→ SHORT TASK
From the line containing "Reproduce this table" down to the last line of the listing, quote everything word for word, and nothing else, keeping pictures out.

Code that builds pages

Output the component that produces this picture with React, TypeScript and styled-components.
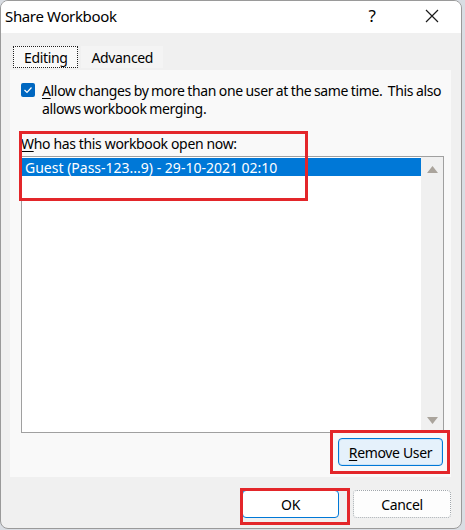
import React from 'react';
import styled, { createGlobalStyle } from 'styled-components';

const GlobalStyle = createGlobalStyle`
  html, body {
    margin: 0;
    padding: 0;
    background: #d9dde3;
  }
  body {
    font-family: "Noto Sans", "Open Sans", sans-serif;
    letter-spacing: -0.35px;
    color: #000;
  }
`;

const Window = styled.div`
  position: relative;
  width: 462px;
  height: 529px;
  box-sizing: border-box;
  border: 1px solid #9a9a9a;
  border-radius: 8px;
  background: #f0f0f0;
  overflow: hidden;
  display: flex;
  flex-direction: column;
`;

const TitleBar = styled.div`
  height: 32px;
  background: #ffffff;
  display: flex;
  align-items: center;
  padding-left: 4px;
  font-size: 15px;
  flex-shrink: 0;
`;

const TitleText = styled.span`
  flex: 1;
  margin-top: -2px;
`;

const TitleButton = styled.div<{ $w: number }>`
  width: ${(p) => p.$w}px;
  height: 32px;
  display: flex;
  align-items: center;
  justify-content: center;
  font-size: 17px;
  margin-top: -3px;
`;

const Body = styled.div`
  flex: 1;
  display: flex;
  flex-direction: column;
  padding: 13px 10px 0 9px;
`;

const TabStrip = styled.div`
  display: flex;
  align-items: flex-start;
  height: 24px;
  padding-left: 3px;
`;

const Tab = styled.div<{ $active?: boolean }>`
  height: 22px;
  box-sizing: border-box;
  display: flex;
  align-items: center;
  font-size: 14px;
  padding: 0 ${(p) => (p.$active ? '10px' : '9px')};
  margin-right: ${(p) => (p.$active ? '3px' : '0')};
  border: ${(p) => (p.$active ? '1px dotted #202020' : '1px solid transparent')};
  background: ${(p) => (p.$active ? '#f9f9f9' : '#f4f4f4')};
`;

const Panel = styled.div`
  height: 407px;
  background: #f9f9f9;
  display: flex;
  flex-direction: column;
  padding: 12px 8px 0 11px;
  box-sizing: border-box;
`;

const CheckRow = styled.label`
  display: flex;
  align-items: flex-start;
  gap: 7px;
  font-size: 14px;
  line-height: 18px;
`;

const CheckLabel = styled.span`
  white-space: nowrap;
  word-spacing: -0.6px;
`;

const CheckBox = styled.span`
  width: 14px;
  height: 14px;
  margin-top: 1px;
  flex-shrink: 0;
  border-radius: 2px;
  background: #0067c0;
  display: flex;
  align-items: center;
  justify-content: center;
`;

const Caption = styled.div`
  margin-top: 17px;
  font-size: 14px;
  line-height: 18px;
`;

const Key = styled.span`
  text-decoration: underline;
  text-underline-offset: 2px;
`;

const ListBox = styled.div`
  margin-top: 3px;
  width: 423px;
  height: 277px;
  box-sizing: border-box;
  border: 1px solid #a0a0a0;
  background: #ffffff;
  display: flex;
`;

const ListItems = styled.div`
  flex: 1;
  padding-top: 1px;
`;

const ListRow = styled.div<{ $selected?: boolean }>`
  height: 18px;
  display: flex;
  align-items: center;
  padding-left: 3px;
  font-size: 14px;
  letter-spacing: 0;
  color: ${(p) => (p.$selected ? '#ffffff' : '#000000')};
  background: ${(p) => (p.$selected ? '#0078d7' : 'transparent')};
`;

const ScrollBar = styled.div`
  width: 22px;
  background: #f0f0f0;
  display: flex;
  flex-direction: column;
  justify-content: space-between;
  align-items: center;
  padding: 9px 0 8px;
`;

const ButtonRow = styled.div`
  display: flex;
  justify-content: flex-end;
  margin-top: 5px;
`;

const Button = styled.button<{ $variant: 'primary' | 'focused' | 'plain'; $w: number }>`
  width: ${(p) => p.$w}px;
  height: 28px;
  box-sizing: border-box;
  font-family: inherit;
  letter-spacing: -0.35px;
  font-size: 14px;
  color: #000;
  border-radius: 4px;
  padding: 0;
  border: ${(p) =>
    p.$variant === 'plain' ? '1px dotted #a0a6ab' : '1px solid #0078d7'};
  background: ${(p) =>
    p.$variant === 'focused'
      ? '#e5f1fb'
      : p.$variant === 'primary'
      ? '#ffffff'
      : '#fdfdfd'};
  box-shadow: ${(p) =>
    p.$variant === 'focused' ? 'inset 0 0 0 1px #cce4f7' : 'none'};
`;

const Footer = styled.div`
  display: flex;
  justify-content: flex-end;
  gap: 14px;
  padding-top: 13px;
`;

const Highlight = styled.div`
  position: absolute;
  border: 3px solid #e3262a;
  box-sizing: border-box;
  pointer-events: none;
`;

const Arrow = ({ up }: { up?: boolean }) => (
  <svg width="11" height="7" viewBox="0 0 11 7">
    <path d={up ? 'M5.5 0 L11 7 L0 7 Z' : 'M0 0 L11 0 L5.5 7 Z'} fill="#aaa49c" />
  </svg>
);

export default function App() {
  return (
    <>
      <GlobalStyle />
      <Window>
        <TitleBar>
          <TitleText>Share Workbook</TitleText>
          <TitleButton $w={62}>?</TitleButton>
          <TitleButton $w={58}>
            <svg width="14" height="14" viewBox="0 0 14 14">
              <path d="M1 1 L13 13 M13 1 L1 13" stroke="#1a1a1a" strokeWidth="1.2" />
            </svg>
          </TitleButton>
        </TitleBar>
        <Body>
          <TabStrip>
            <Tab $active>Editing</Tab>
            <Tab>Advanced</Tab>
          </TabStrip>
          <Panel>
            <CheckRow>
              <CheckBox>
                <svg width="10" height="8" viewBox="0 0 10 8">
                  <path d="M1.5 4 L4 6.5 L8.5 1.5" stroke="#fff" strokeWidth="1.2" fill="none" />
                </svg>
              </CheckBox>
              <CheckLabel>
                <Key>A</Key>llow changes by more than one user at the same time.&nbsp; This also
                <br />
                allows workbook merging.
              </CheckLabel>
            </CheckRow>
            <Caption>
              <Key>W</Key>ho has this workbook open now:
            </Caption>
            <ListBox>
              <ListItems>
                <ListRow $selected>Guest (Pass-123...9) - 29-10-2021 02:10</ListRow>
              </ListItems>
              <ScrollBar>
                <Arrow up />
                <Arrow />
              </ScrollBar>
            </ListBox>
            <ButtonRow>
              <Button $variant="focused" $w={105}>
                <Key>R</Key>emove User
              </Button>
            </ButtonRow>
          </Panel>
          <Footer>
            <Button $variant="primary" $w={97}>OK</Button>
            <Button $variant="plain" $w={98}>Cancel</Button>
          </Footer>
        </Body>
        <Highlight style={{ left: 18, top: 130, width: 289, height: 70 }} />
        <Highlight style={{ left: 329, top: 429, width: 120, height: 44 }} />
        <Highlight style={{ left: 239, top: 487, width: 110, height: 37 }} />
      </Window>
    </>
  );
}
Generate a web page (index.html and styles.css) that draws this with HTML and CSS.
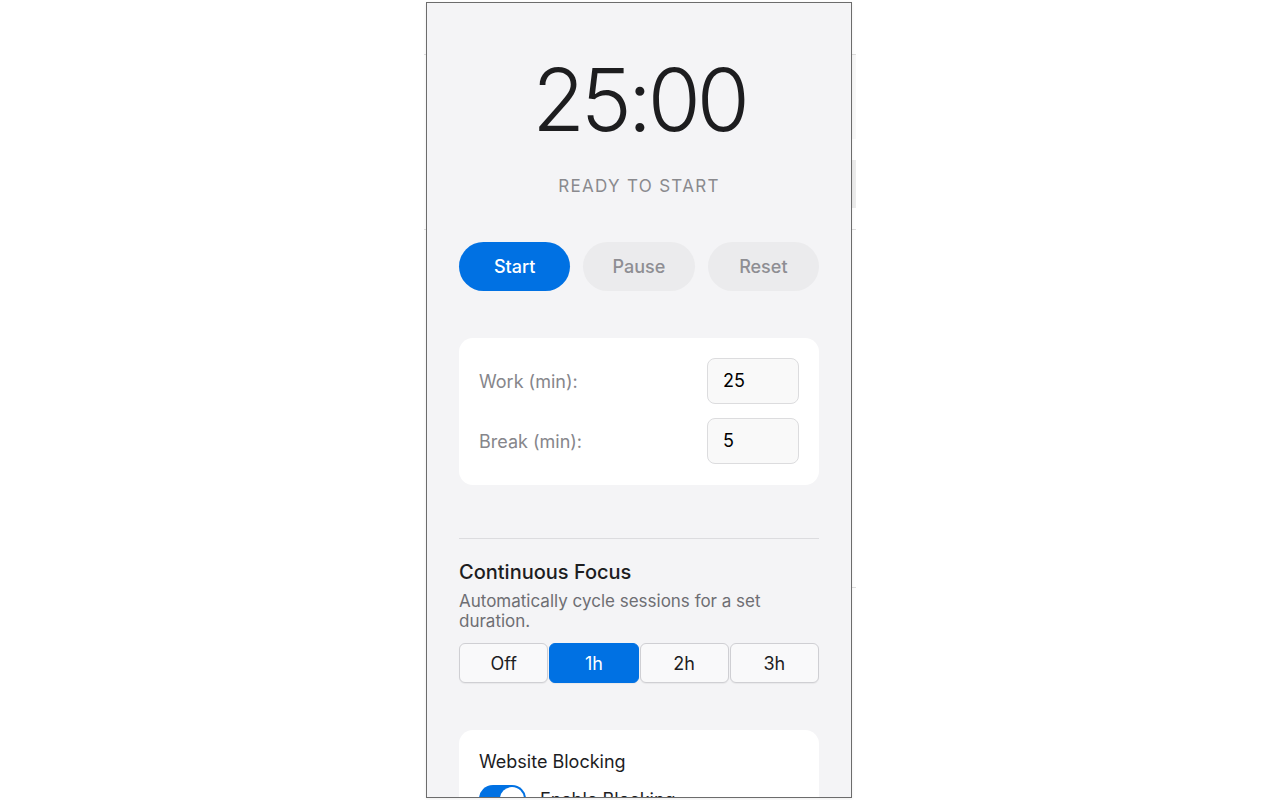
FILE: index.html
```html
<!DOCTYPE html>
<html lang="en">
<head>
<meta charset="utf-8">
<title>Focus Timer</title>
<link rel="stylesheet" href="styles.css">
</head>
<body>
<div class="stage">
  <div class="backdrop">
    <div class="bd-top"></div>
    <div class="bd-line"></div>
    <div class="bd-shade"></div>
    <div class="bd-space1"></div>
    <div class="bd-box"></div>
    <div class="bd-space2"></div>
    <div class="bd-line"></div>
    <div class="bd-space3"></div>
    <div class="bd-line bd-line-right"></div>
  </div>

  <div class="popup">
    <div class="content">
      <div class="timer">25:00</div>
      <div class="status">Ready to start</div>

      <div class="controls">
        <button class="btn btn-primary">Start</button>
        <button class="btn btn-muted">Pause</button>
        <button class="btn btn-muted">Reset</button>
      </div>

      <div class="card settings">
        <div class="row">
          <span class="label">Work (min):</span>
          <div class="num-input">25</div>
        </div>
        <div class="row">
          <span class="label">Break (min):</span>
          <div class="num-input">5</div>
        </div>
      </div>

      <div class="divider"></div>

      <div class="heading">Continuous Focus</div>
      <div class="desc">Automatically cycle sessions for a set duration.</div>

      <div class="segmented">
        <button class="seg">Off</button>
        <button class="seg seg-active">1h</button>
        <button class="seg">2h</button>
        <button class="seg">3h</button>
      </div>

      <div class="card blocking">
        <div class="block-title">Website Blocking</div>
        <div class="toggle-row">
          <span class="toggle"><span class="knob"></span></span>
          <span class="toggle-label">Enable Blocking</span>
        </div>
      </div>
    </div>
  </div>
</div>
</body>
</html>
```

FILE: styles.css
```css
* { box-sizing: border-box; }

html, body {
  margin: 0;
  padding: 0;
  background: #ffffff;
  font-family: Inter, "Noto Sans", "Liberation Sans", sans-serif;
}

.stage {
  position: relative;
  width: 1280px;
  height: 800px;
  overflow: hidden;
}

/* page behind the popup */
.backdrop {
  margin-left: 424px;
  width: 432px;
}
.bd-top { height: 54px; }
.bd-line { height: 1px; background: #dedede; }
.bd-line-right { margin-left: 427px; }
.bd-shade { height: 84px; margin-left: 427px; background: #f8f8f8; }
.bd-space1 { height: 21px; }
.bd-box {
  height: 48px;
  margin-left: 427px;
  background: #ececec;
}
.bd-space2 { height: 21px; }
.bd-space3 { height: 357px; }

/* popup window */
.popup {
  position: absolute;
  left: 426px;
  top: 2px;
  width: 426px;
  height: 796px;
  border: 1px solid #6c6c6c;
  background: #f4f4f6;
  overflow: hidden;
  box-shadow: 0 1px 3px rgba(0,0,0,0.08);
}

.content {
  padding: 0 32px;
}

.timer {
  margin-top: 54px;
  font-size: 86px;
  line-height: 86px;
  font-weight: 300;
  letter-spacing: -0.048em;
  text-align: center;
  color: #1d1d1f;
}

.status {
  margin-top: 33px;
  font-size: 17px;
  line-height: 20px;
  letter-spacing: 1.3px;
  text-transform: uppercase;
  text-align: center;
  color: #8a8a8e;
}

.controls {
  margin-top: 46px;
  display: grid;
  grid-template-columns: repeat(3, 1fr);
  gap: 13px;
}

.btn {
  height: 49px;
  border: none;
  border-radius: 25px;
  font-family: inherit;
  font-size: 18px;
  font-weight: 500;
  padding: 0;
}
.btn-primary {
  background: #0071e3;
  color: #ffffff;
}
.btn-muted {
  background: #ebebed;
  color: #8e8e93;
}

.card {
  background: #ffffff;
  border-radius: 14px;
}

.settings {
  margin-top: 47px;
  padding: 20px 20px 21px;
  display: flex;
  flex-direction: column;
  gap: 14px;
}

.row {
  display: flex;
  align-items: center;
  justify-content: space-between;
}

.label {
  font-size: 18px;
  color: #86868b;
}

.num-input {
  width: 92px;
  height: 46px;
  border: 1px solid #dcdcde;
  border-radius: 8px;
  background: #f9f9f9;
  padding-left: 15px;
  font-size: 18px;
  line-height: 44px;
  color: #000;
}

.divider {
  margin-top: 53px;
  height: 1px;
  background: #dcdcdf;
}

.heading {
  margin-top: 21px;
  font-size: 20px;
  line-height: 24px;
  font-weight: 500;
  color: #1d1d1f;
}

.desc {
  margin-top: 7px;
  font-size: 17px;
  line-height: 20px;
  color: #6e6e73;
}

.segmented {
  margin-top: 12px;
  display: grid;
  grid-template-columns: repeat(4, 1fr);
  gap: 1px;
}

.seg {
  height: 40px;
  border: 1px solid #cfcfd3;
  border-radius: 6px;
  background: #f9f9fa;
  font-family: inherit;
  font-size: 18px;
  color: #1d1d1f;
  padding: 0;
  box-shadow: 0 1px 1px rgba(0,0,0,0.05);
}
.seg-active {
  background: #0071e3;
  border-color: #0071e3;
  color: #ffffff;
}

.blocking {
  margin-top: 47px;
  padding: 21px 20px 20px;
}

.block-title {
  font-size: 18px;
  line-height: 22px;
  color: #1d1d1f;
}

.toggle-row {
  margin-top: 12px;
  display: flex;
  align-items: center;
  gap: 14px;
}

.toggle {
  display: flex;
  align-items: center;
  justify-content: flex-end;
  width: 47px;
  height: 28px;
  border-radius: 14px;
  background: #0071e3;
  padding: 2px;
}
.knob {
  width: 24px;
  height: 24px;
  border-radius: 50%;
  background: #ffffff;
}

.toggle-label {
  font-size: 18px;
  color: #1d1d1f;
}
```
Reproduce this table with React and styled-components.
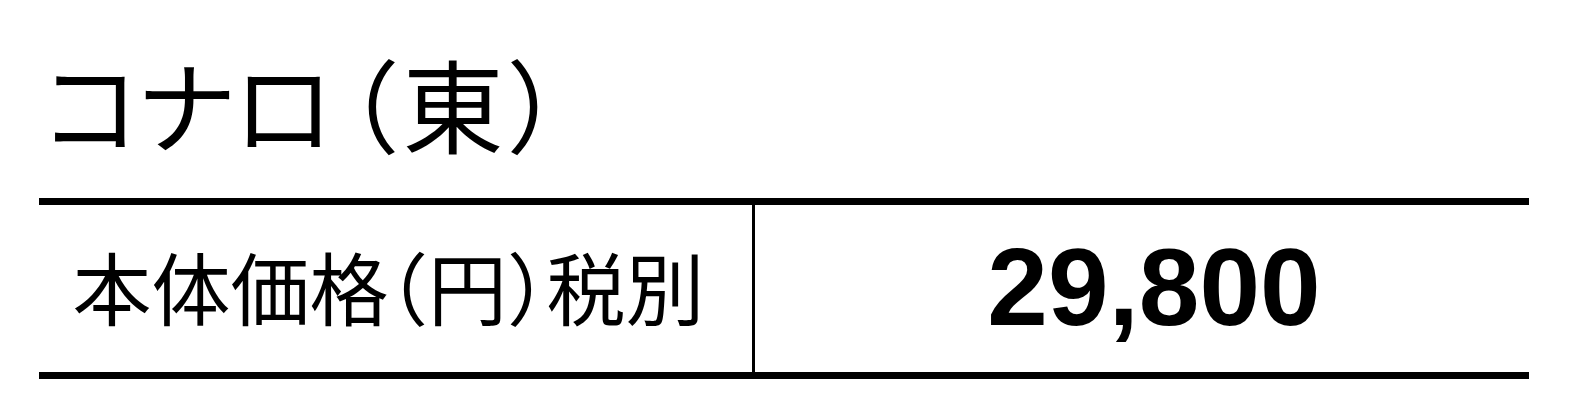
import React from "react";
import styled, { createGlobalStyle } from "styled-components";

const Global = createGlobalStyle`
  html, body { margin: 0; padding: 0; background: #fff; }
  body { font-family: "Noto Sans CJK JP", "Noto Sans", sans-serif; color: #000; }
`;

const Page = styled.div`
  width: 1572px;
  height: 420px;
  box-sizing: border-box;
  padding: 0 43px 0 39px;
  display: flex;
  flex-direction: column;
`;

const Title = styled.h1`
  flex: none;
  margin: 0;
  padding: 52px 0 0 0;
  height: 198px;
  box-sizing: border-box;
  font-family: "Noto Sans CJK JP", sans-serif;
  font-weight: 400;
  font-size: 101px;
  line-height: 101px;
  letter-spacing: -4px;
  white-space: nowrap;
`;

const Region = styled.span`
  margin-left: 19px;
  letter-spacing: 3px;
  font-feature-settings: "halt";
`;

const Table = styled.div`
  flex: none;
  display: grid;
  grid-template-columns: 713px 1fr;
  border-top: 7px solid #000;
  border-bottom: 7px solid #000;
  height: 181px;
  box-sizing: border-box;
`;

const Cell = styled.div`
  display: flex;
  align-items: center;
  justify-content: center;
  border-left: ${(p) => (p.$divider ? "3px solid #000" : "none")};
  padding: ${(p) => p.$pad || "0"};
`;

const Label = styled.span`
  font-family: "Noto Sans CJK JP", sans-serif;
  font-size: 79px;
  line-height: 1;
  white-space: nowrap;
  font-feature-settings: "halt";
`;

const Price = styled.span`
  font-family: "Liberation Sans", Arial, sans-serif;
  font-weight: 700;
  font-size: 109px;
  line-height: 1;
  letter-spacing: 0;
`;

export default function App() {
  return (
    <>
      <Global />
      <Page>
        <Title>
          コナロ<Region>（東）</Region>
        </Title>
        <Table>
          <Cell $pad="0 14px 6px 0">
            <Label>本体価格（円）税別</Label>
          </Cell>
          <Cell $divider $pad="0 0 2px 24px">
            <Price>29,800</Price>
          </Cell>
        </Table>
      </Page>
    </>
  );
}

→ THE ANSWER
Reproduce this table with React and styled-components.
import React from "react";
import styled, { createGlobalStyle } from "styled-components";

const Global = createGlobalStyle`
  html, body { margin: 0; padding: 0; background: #fff; }
  body { font-family: "Noto Sans CJK JP", "Noto Sans", sans-serif; color: #000; }
`;

const Page = styled.div`
  width: 1572px;
  height: 420px;
  box-sizing: border-box;
  padding: 0 43px 0 39px;
  display: flex;
  flex-direction: column;
`;

const Title = styled.h1`
  flex: none;
  margin: 0;
  padding: 52px 0 0 0;
  height: 198px;
  box-sizing: border-box;
  font-family: "Noto Sans CJK JP", sans-serif;
  font-weight: 400;
  font-size: 101px;
  line-height: 101px;
  letter-spacing: -4px;
  white-space: nowrap;
`;

const Region = styled.span`
  margin-left: 19px;
  letter-spacing: 3px;
  font-feature-settings: "halt";
`;

const Table = styled.div`
  flex: none;
  display: grid;
  grid-template-columns: 713px 1fr;
  border-top: 7px solid #000;
  border-bottom: 7px solid #000;
  height: 181px;
  box-sizing: border-box;
`;

const Cell = styled.div`
  display: flex;
  align-items: center;
  justify-content: center;
  border-left: ${(p) => (p.$divider ? "3px solid #000" : "none")};
  padding: ${(p) => p.$pad || "0"};
`;

const Label = styled.span`
  font-family: "Noto Sans CJK JP", sans-serif;
  font-size: 79px;
  line-height: 1;
  white-space: nowrap;
  font-feature-settings: "halt";
`;

const Price = styled.span`
  font-family: "Liberation Sans", Arial, sans-serif;
  font-weight: 700;
  font-size: 109px;
  line-height: 1;
  letter-spacing: 0;
`;

export default function App() {
  return (
    <>
      <Global />
      <Page>
        <Title>
          コナロ<Region>（東）</Region>
        </Title>
        <Table>
          <Cell $pad="0 14px 6px 0">
            <Label>本体価格（円）税別</Label>
          </Cell>
          <Cell $divider $pad="0 0 2px 24px">
            <Price>29,800</Price>
          </Cell>
        </Table>
      </Page>
    </>
  );
}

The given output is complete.